La desaparición forzada de personas es uno de los actos más viles que los seres humanos pueden cometer. Es aún peor que el secuestro, porque el dolor se prolonga con la incertidumbre. Al horror padecido por la víctima directa se le acumula el sufrimiento soportado por sus seres queridos. Esa agonía la viven hoy, en México, miles de personas. No exagero.
Para cerrar el círculo del infierno tenemos la actuación de las autoridades. En muchos casos la autoría directa es de los agentes del estado. Sobre todo de policías municipales, pero también estatales y, por supuesto, cuerpos de (supuesta) seguridad federales. En otros eventos las autoridades no tienen una participación protagónica pero los perpetradores cuentan con su aquiescencia. En los sucesos en los que se verifica alguno de estos dos supuestos se puede hablar técnicamente de desaparición “forzada” de personas, porque eso es lo que dicta la ley en la materia. En los demás casos la responsabilidad estatal es distinta porque la desaparición –que no deja de serlo con los espantos que ello implica– sucede por las omisiones estatales, no en virtud de sus acciones.
Pero las autoridades aparecen en escena siempre que las personas denuncian. Cuando eso sucede, al horror y a la ignominia debemos adicionar la maldad y la impunidad. Dejemos que hablen las víctimas: “para que quiere levantar el acta señora, no va servir de nada”; “mire señora, por el bien de su familia así dejemos las cosas”; “nos dijo (tocándose su arma) ‘nosotros tenemos con qué defendernos, ¿pero ustedes?’” Las citas provienen del informe y son sólo un botón de muestra de una actitud constante dentro y fuera de Coahuila.

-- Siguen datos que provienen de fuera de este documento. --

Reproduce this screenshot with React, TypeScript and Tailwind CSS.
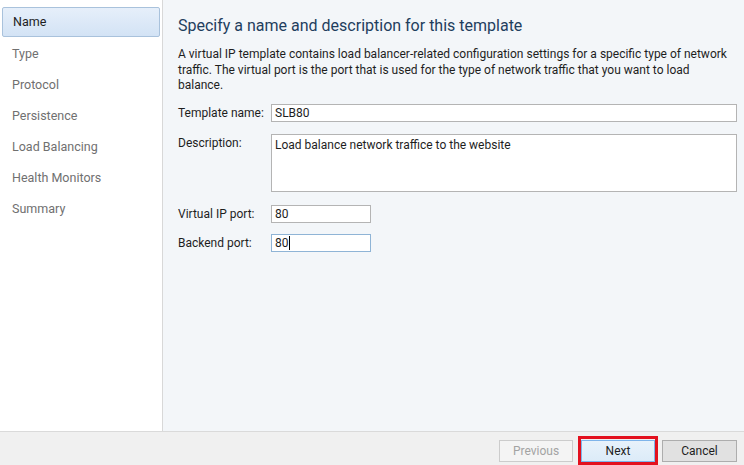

Margarita, del Movimiento Familias Unidas por Nuestros Desaparecidos, me contó que lo mismo vivieron ella y su familia en Veracruz. Su caso es escalofriante. Primero, secuestraron a su hermano mayor y, después, cuándo acudieron a pagar el rescate, asesinaron a su novio y a su otro hermano de 15 años. Los restos del primero acaban de ser encontrados en una fosa de Colinas de Santa Fe, en aquél estado. Cuándo le pregunto qué buscan con su movimiento, me responde apacible: “Verdad y justicia”. Y cuándo le inquiero qué espera de la sociedad mexicana, me contesta implacable: “Qué no esperen a que les suceda lo que nos sucedió para movilizarse”. Cuánta razón le asiste.